In her 1995 film ‘How it Feels’, which closes this new exhibition at White Cube in Bermondsey, a young Tracey Emin looks through the lens of the camera, through the two lenses of her rouge-tinted glasses, directly at the viewer and describes her experience of a botched abortion. She leans in on the phrase, “life without life, death without death”. She’s disarmingly honest. The production value is home-video sketchy. Behind her, London is as London always is, red buses and traffic-hush. You feel curiously comfortable. Which makes it all the more strange that Emin seems to speak quietly from some enormous zone of dark wisdom. With a shrug, she gestures towards impossibly large reservoirs of human pain and endurance.
The spaces in this film - the extended dark before the opening credits, the blanks in audio as the ’90s camcorder cuts between scenes - feel universally huge. They feel like the partially conscious blips of negative realisation that allow living people to nearly comprehend the infinity of the non-living. These beats in the film’s rhythm, and the horrific details of Emin’s deadpan story, seem to pose the question, “In what ways do the never-living differ from the dead?”

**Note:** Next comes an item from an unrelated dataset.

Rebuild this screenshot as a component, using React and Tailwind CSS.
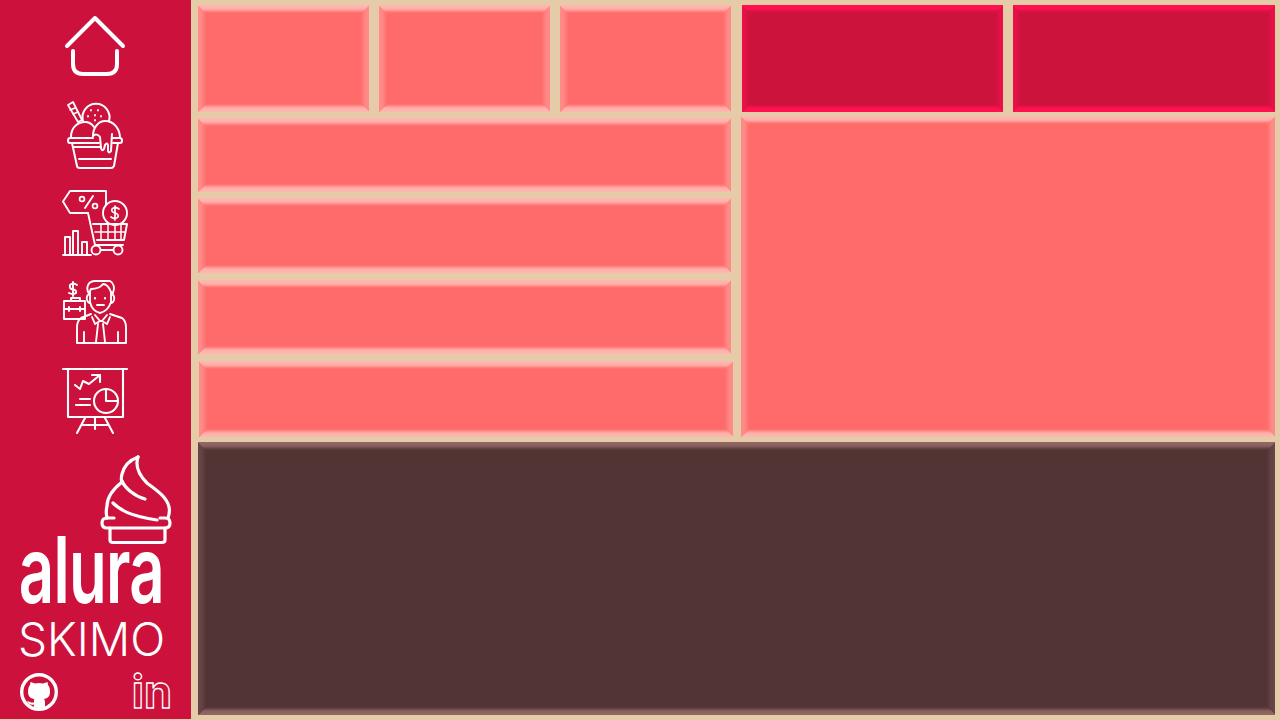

As a person, Emin is somehow excoriative and magnetic at once. You’d probably avoid her in the pub, but you’d feel overwhelmed with gratitude if she showed you the very real tenderness of which she’s capable - and in which she has unswerving faith. All of the work in this extensive exhibition performs that double-movement between love and repulsion with great skill and earnestness.
In the 9 x 9 x 9 gallery sits the hunched bronze figure of ‘The Mother’ (2017), kneeling in an attitude of compassion and despair, cradling what the exhibition notes describe as “an absent form” in her hands. Along with the other two huge figures presented here, it’s the biggest sculpture she’s ever done in bronze. Because of their hulking size, the nude figures can’t hide their crevices, their shame. Emin’s always made a home in humiliation. But they seem to find something triumphal eddying around in their lowest ebbs.
As well as considering those souls and forms who never quite passed into our physical world, Emin devotes an entire room of the exhibition to the narrative of passing out of it. The series of paintings, drawings, and a film which track the story of her mother’s death and cremation play with iconographic tropes, ouija-superstition, and retrograde vagina-obsession. All the familiar repressions and expressions through which the human heart tries to process grief. It’s right on the nose, but it’s very powerful art.
The paintings in this exhibition splatter the flesh, blood and mucus palettes of Francis Bacon and Cy Twombly across Egon Schiele’s warped technical accuracy of human anatomy. It’s some of the best painting Emin has done for years and is enough to carry the less potent parts of the exhibition. The neon and the selfies seem to blare some loud but ineloquent kind of intimacy at you, and don’t come near the compositional mastery of the paintings and sculptures.
Emin’s among the best at expressing the painful, all-at-once paradox of sex, birth and death. Existing as it does in all sorts of between-states, the work here is kind of a return to form without the form. It’s life without life. Death without yet needing to die. Here, Emin tells us as eloquently as ever what she seems to have been saying for decades: being human hurts. But, apparently, someone’s gotta do it.